Mentre gli occhi dei mercati erano tutti sulla riunione ancora in corso alla Banca Centrale Europea, giovedì scorso la Turchia sorprendeva tutti annunciando un maxi-rialzo dei tassi di interesse con l’obiettivo non dichiarato di arrestare la crisi del cambio. I tassi di riferimento sono passati dal 42,50% al 46%. Il tasso overnight è salito dal 41% al 44,5% e il tasso sui prestiti dal 46% al 49%. L’istituto centrale di Ankara a dicembre aveva iniziato ad allentare la politica monetaria, riducendo i tassi dal 50% fino a portarli al 42,5%.
Mercati nel caos dopo l’arresto di Imamoglu
L’inversione a U non è dettata dalla ripresa dell’inflazione, che nel mese di marzo ha continuato a scendere su base annua al 38,1%.
I problemi sono scaturiti un mese fa con l’arresto del sindaco di Istanbul, Ekrem Imamoglu. L’uomo è accusato di corruzione e altri reati. Considerato il principale oppositore politico del presidente Recep Tayyip Erdogan, la sua detenzione ha scatenato massicce proteste nel Paese. I mercati hanno reagito negativamente. Il cambio in Turchia era sprofondato ai nuovi minimi storici contro il dollaro nelle ore successive. Il rapporto tra le due valute era salito fino a 42 da meno di 37. Grazie all’intervento della banca centrale è stato contenuto da allora a 38.
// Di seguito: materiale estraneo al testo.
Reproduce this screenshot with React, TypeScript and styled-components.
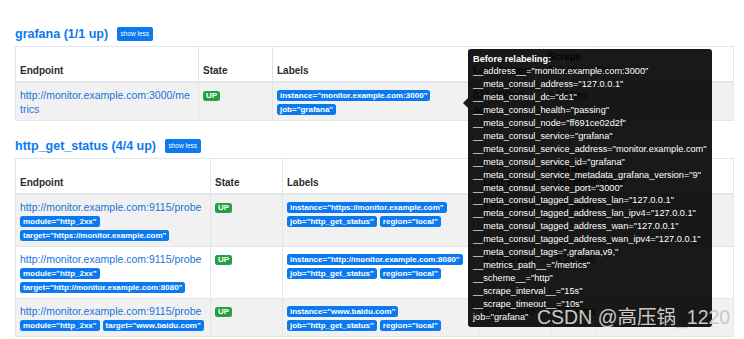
import React from "react";
import styled, { createGlobalStyle } from "styled-components";

const Global = createGlobalStyle`
  html, body { margin: 0; padding: 0; background: #ffffff; }
  body { font-family: "Liberation Sans", Arial, sans-serif; color: #212529; }
`;

const Page = styled.div`
  position: relative;
  width: 744px;
  height: 339px;
  box-sizing: border-box;
  padding: 27px 11px 0 15px;
  overflow: hidden;
`;

const Section = styled.section<{ $gap?: number }>`
  margin-top: ${(p) => p.$gap ?? 0}px;
`;

const SectionHeader = styled.div`
  display: flex;
  align-items: center;
  gap: 9px;
  height: 14px;
  margin-bottom: 5px;
`;

const Title = styled.h2`
  margin: 0;
  font-size: 12.5px;
  font-weight: bold;
  color: #0b7af0;
  line-height: 14px;
`;

const ShowLess = styled.button`
  height: 14px;
  padding: 0 3.5px;
  border: none;
  border-radius: 2px;
  background: #0b7af0;
  color: #fff;
  font-family: "Liberation Sans", Arial, sans-serif;
  font-size: 6.5px;
  line-height: 14px;
`;

const Table = styled.table`
  width: 718px;
  border-collapse: collapse;
  table-layout: fixed;
  font-size: 10.5px;
  line-height: 14px;

  th, td {
    border: 1px solid #e3e6e9;
    padding: 4px;
    text-align: left;
  }
  th {
    vertical-align: bottom;
    font-size: 10px;
    font-weight: bold;
    color: #2a2d30;
    padding: 3px 4px;
    border-bottom: 2px solid #e3e6e9;
  }
  td { vertical-align: top; padding-top: 5px; }
  tbody tr:nth-of-type(odd) { background: #f1f1f1; }
`;

const EndpointLink = styled.a<{ $max?: number }>`
  display: block;
  color: #1a73dc;
  text-decoration: none;
  word-break: break-all;
  max-width: ${(p) => (p.$max ? `${p.$max}px` : "none")};
`;

const Badge = styled.span<{ $tone: "blue" | "green" }>`
  display: inline-block;
  vertical-align: middle;
  height: ${(p) => (p.$tone === "green" ? 10 : 11)}px;
  line-height: ${(p) => (p.$tone === "green" ? 10 : 11)}px;
  padding: 0 3px;
  border-radius: 2.5px;
  background: ${(p) => (p.$tone === "green" ? "#22a242" : "#0b7af0")};
  color: #fff;
  font-size: 8px;
  font-weight: bold;
  white-space: nowrap;
`;

const BadgeLines = styled.div`
  display: flex;
  flex-wrap: wrap;
  align-items: center;
  column-gap: 3px;
  row-gap: 3px;
  padding: 1.5px 0;
`;

const Tooltip = styled.div`
  position: absolute;
  left: 468px;
  top: 49px;
  width: 244px;
  box-sizing: border-box;
  padding: 3.5px 5px;
  background: rgba(0, 0, 0, 0.9);
  border-radius: 3px;
  color: #fff;
  font-size: 9.2px;
  line-height: 12.9px;
  white-space: nowrap;

  &::before {
    content: "";
    position: absolute;
    left: -5px;
    top: 49px;
    border-style: solid;
    border-width: 5px 5px 5px 0;
    border-color: transparent rgba(0, 0, 0, 0.9) transparent transparent;
  }
`;

const TipLine = styled.div<{ $bold?: boolean }>`
  font-weight: ${(p) => (p.$bold ? "bold" : "normal")};
`;

const Watermark = styled.div`
  position: absolute;
  left: 537px;
  top: 305px;
  font-family: "Liberation Sans", "Noto Sans CJK SC", sans-serif;
  font-size: 19.5px;
  line-height: 24px;
  color: #c9c9c9;
  white-space: nowrap;
`;

type Target = {
  endpoint: string;
  params: string[];
  labels: string[];
  last: string;
  duration: string;
};

const grafana: Target[] = [
  {
    endpoint: "http://monitor.example.com:3000/metrics",
    params: [],
    labels: ['instance="monitor.example.com:3000"', 'job="grafana"'],
    last: "821.000ms ago",
    duration: "6.641ms",
  },
];

const http: Target[] = [
  {
    endpoint: "http://monitor.example.com:9115/probe",
    params: ['module="http_2xx"', 'target="https://monitor.example.com"'],
    labels: ['instance="https://monitor.example.com"', 'job="http_get_status"', 'region="local"'],
    last: "1.512s ago",
    duration: "10.36ms",
  },
  {
    endpoint: "http://monitor.example.com:9115/probe",
    params: ['module="http_2xx"', 'target="http://monitor.example.com:8080"'],
    labels: ['instance="http://monitor.example.com:8080"', 'job="http_get_status"', 'region="local"'],
    last: "4.103s ago",
    duration: "3.218ms",
  },
  {
    endpoint: "http://monitor.example.com:9115/probe",
    params: ['module="http_2xx"', 'target="www.baidu.com"'],
    labels: ['instance="www.baidu.com"', 'job="http_get_status"', 'region="local"'],
    last: "9.274s ago",
    duration: "9.176ms",
  },
];

const tipLines = [
  '__address__="monitor.example.com:3000"',
  '__meta_consul_address="127.0.0.1"',
  '__meta_consul_dc="dc1"',
  '__meta_consul_health="passing"',
  '__meta_consul_node="ff691ce02d2f"',
  '__meta_consul_service="grafana"',
  '__meta_consul_service_address="monitor.example.com"',
  '__meta_consul_service_id="grafana"',
  '__meta_consul_service_metadata_grafana_version="9"',
  '__meta_consul_service_port="3000"',
  '__meta_consul_tagged_address_lan="127.0.0.1"',
  '__meta_consul_tagged_address_lan_ipv4="127.0.0.1"',
  '__meta_consul_tagged_address_wan="127.0.0.1"',
  '__meta_consul_tagged_address_wan_ipv4="127.0.0.1"',
  '__meta_consul_tags=",grafana,v9,"',
  '__metrics_path__="/metrics"',
  '__scheme__="http"',
  '__scrape_interval__="15s"',
  '__scrape_timeout__="10s"',
  'job="grafana"',
];

function TargetTable({ rows, widths, linkMax }: { rows: Target[]; widths: number[]; linkMax?: number }) {
  return (
    <Table>
      <colgroup>
        {widths.map((w, i) => (
          <col key={i} style={{ width: w }} />
        ))}
      </colgroup>
      <thead>
        <tr>
          <th>Endpoint</th>
          <th>State</th>
          <th>Labels</th>
          <th>Last Scrape</th>
          <th>Scrape Duration</th>
          <th>Error</th>
        </tr>
      </thead>
      <tbody>
        {rows.map((r, i) => (
          <tr key={i}>
            <td>
              <EndpointLink href="#" $max={linkMax}>{r.endpoint}</EndpointLink>
              {r.params.length > 0 && (
                <BadgeLines>
                  {r.params.map((p) => (
                    <Badge key={p} $tone="blue">{p}</Badge>
                  ))}
                </BadgeLines>
              )}
            </td>
            <td>
              <Badge $tone="green">UP</Badge>
            </td>
            <td>
              <BadgeLines>
                {r.labels.map((l) => (
                  <Badge key={l} $tone="blue">{l}</Badge>
                ))}
              </BadgeLines>
            </td>
            <td>{r.last}</td>
            <td>{r.duration}</td>
            <td></td>
          </tr>
        ))}
      </tbody>
    </Table>
  );
}

export default function App() {
  return (
    <>
      <Global />
      <Page>
        <Section>
          <SectionHeader>
            <Title>grafana (1/1 up)</Title>
            <ShowLess>show less</ShowLess>
          </SectionHeader>
          <TargetTable rows={grafana} widths={[183, 74, 196, 75, 49, 141]} linkMax={172} />
        </Section>
        <Section $gap={18}>
          <SectionHeader>
            <Title>http_get_status (4/4 up)</Title>
            <ShowLess>show less</ShowLess>
          </SectionHeader>
          <TargetTable rows={http} widths={[195, 72, 196, 72, 45, 138]} />
        </Section>
        <Tooltip>
          <TipLine $bold>Before relabeling:</TipLine>
          {tipLines.map((t) => (
            <TipLine key={t}>{t}</TipLine>
          ))}
        </Tooltip>
        <Watermark>CSDN @高压锅_1220</Watermark>
      </Page>
    </>
  );
}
Tuttavia, queste misure stanno avendo un grosso costo. La difesa del cambio in Turchia ha comportato l’impiego di 50 miliardi di dollari, oltre a 120 miliardi di lire (circa 3,15 miliardi di dollari) per l’acquisto di bond. Le riserve valutarie si sono assottigliate di ben 29,1 miliardi, scendendo a 68 miliardi in tre settimane. Subito dopo l’arresto, il tasso sui prestiti era stato aumentato al 46%.
Sostegno alla lira turca con rialzo dei tassi
Il cambio in Turchia aveva reagito positivamente all’annuncio del rialzo dei tassi, giovedì scorso. Contro il dollaro riusciva a guadagnare fino a mezzo punto percentuale. Alla riapertura del mercato del giorno dopo, però, cedeva nuovamente fino all’1,50%. Chissà che la banca centrale non abbia ridotto il suo sostegno alla lira turca, confidando sul ri-afflusso dei capitali grazie ai tassi. Fatto sta che il processo di disinflazione è ora a rischio. Formalmente, a causa dei dazi americani. La Turchia ha subito una tariffa del 10%, la minima fissata dall’amministrazione Trump.
La verità è che i danni sono stati fatti in casa. Per l’ennesima volta la politica mette a repentaglio l’operato del governatore di turno. La svolta c’era stata meno di due anni fa con le elezioni presidenziali. Era il maggio del 2023, Erdogan otteneva a fatica un secondo mandato e subito dopo nominava un nuovo team a capo dell’economia per adottare misure ortodosse. La lira veniva svalutata, i tassi alzati e il deficit gradualmente risanato. L’inflazione, dopo essere esplosa fino al 75%, nella primavera scorsa iniziava la lenta discesa. I mercati stavano riprendendo fiducia e i capitali stranieri erano parzialmente tornati dopo la lunga fuga.
Cambio in Turchia nuovamente a rischio
Tutto questo lavoro rischia di non esitare i risultati sperati.
Il cambio in Turchia è stato tenuto sotto controllo anche prima dell’arresto di Imamoglu, ma le riserve valutarie erano nel frattempo salite ai massimi storici. Dai massimi di febbraio sono già scese di un terzo, cioè di 33 miliardi. Il calo era iniziato prima dell’arresto, probabilmente legato alle tensioni relative ai dazi dell’amministrazione Trump. Ma la necessità di alzare i tassi si è resa quasi certamente obbligata a causa delle turbolenze politiche interne. E dire che gli investitori fossero tranquilli all’idea che le prossime elezioni sarebbero state in programma solamente nel 2028.